Legacy Planned Giving Program

Real Estate

Real Estate can be contributed to SABA by title transfer or through a bargain sale transaction. Real estate can also be used to fund a charitable trust. Direct transfer of real estate to SABA or a charitable trust obviates payment of capital gains tax. Income tax benefits may be claimed over a five-year period.
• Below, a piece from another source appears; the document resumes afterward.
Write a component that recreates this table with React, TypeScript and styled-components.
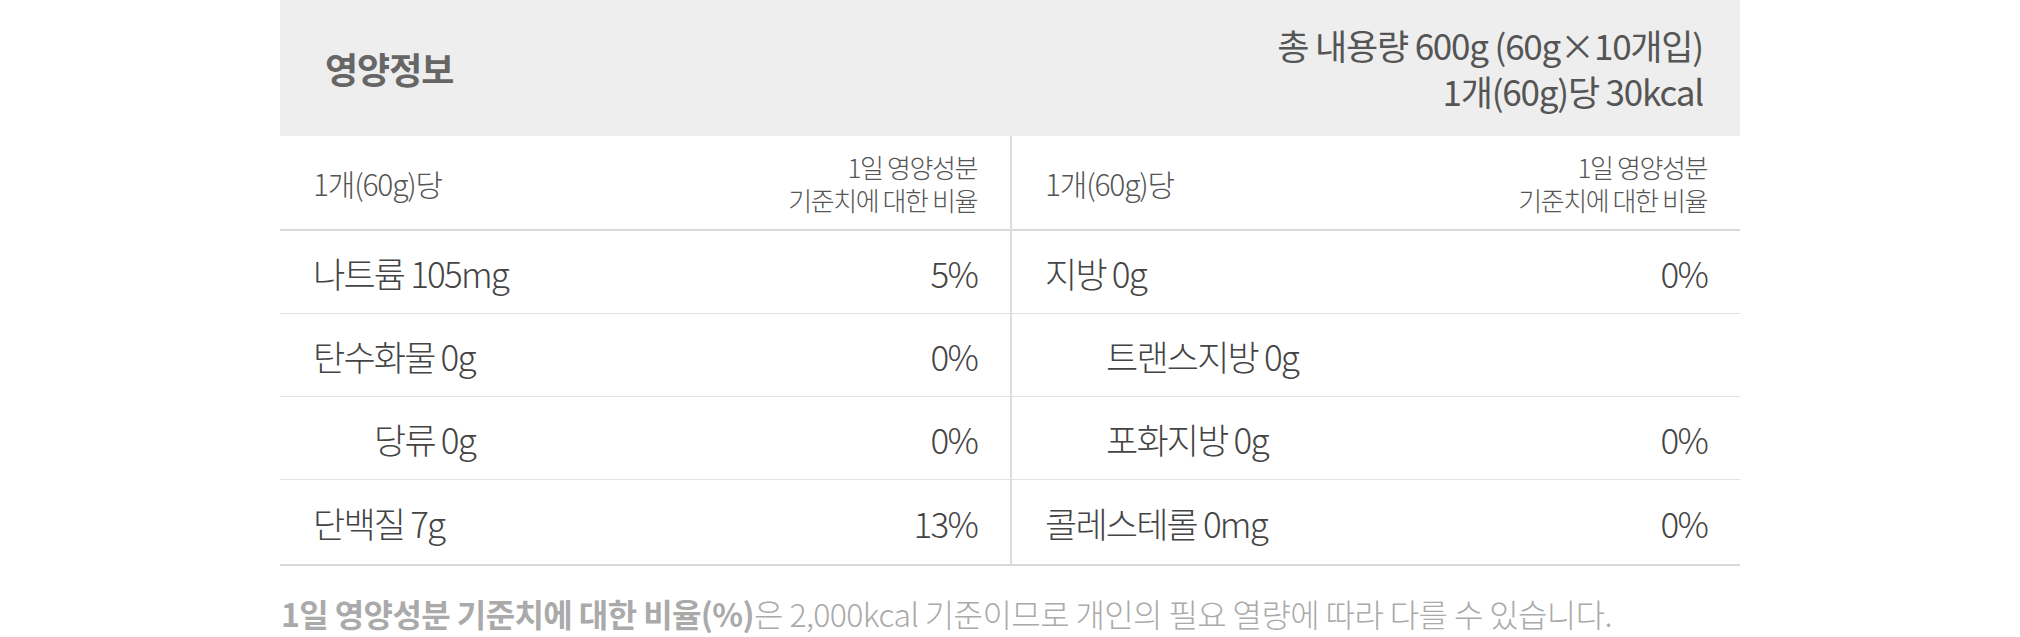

Example: Dr. Evans uses the farm he inherited as the means of funding a charitable trust. The trustee sells the farm at fair market value generating a trust principal of $300,000. In twenty years or less, the trust's assets will revert to SABA. In the meantime, Dr. Evans anticipates a modest income supplement equal to 5% of the trust's annual valuation or approximately $15,000 per annum. Through the charitable trust, Dr. Evans is able to convert a static asset into a source of disposable income. Dr. Evans may claim a significant charitable deduction for that percentage of the trust assets that represent SABA's interest.
Example: Dr. Ryan would like to divest real property worth $75,000 and make a significant contribution to SABA. He offers to sell the property to SABA for 20% of its fair market value. Assured that Dr. Ryan's proposed gift is a marketable property with good title and free of environmental hazard, SABA agrees to pay Dr. Ryan $15,000. Dr. Ryan must pay capital gains tax on a portion of the cash proceeds of the sale but he may claim a charitable deduction of $60,000 for the difference between the sale price and market value.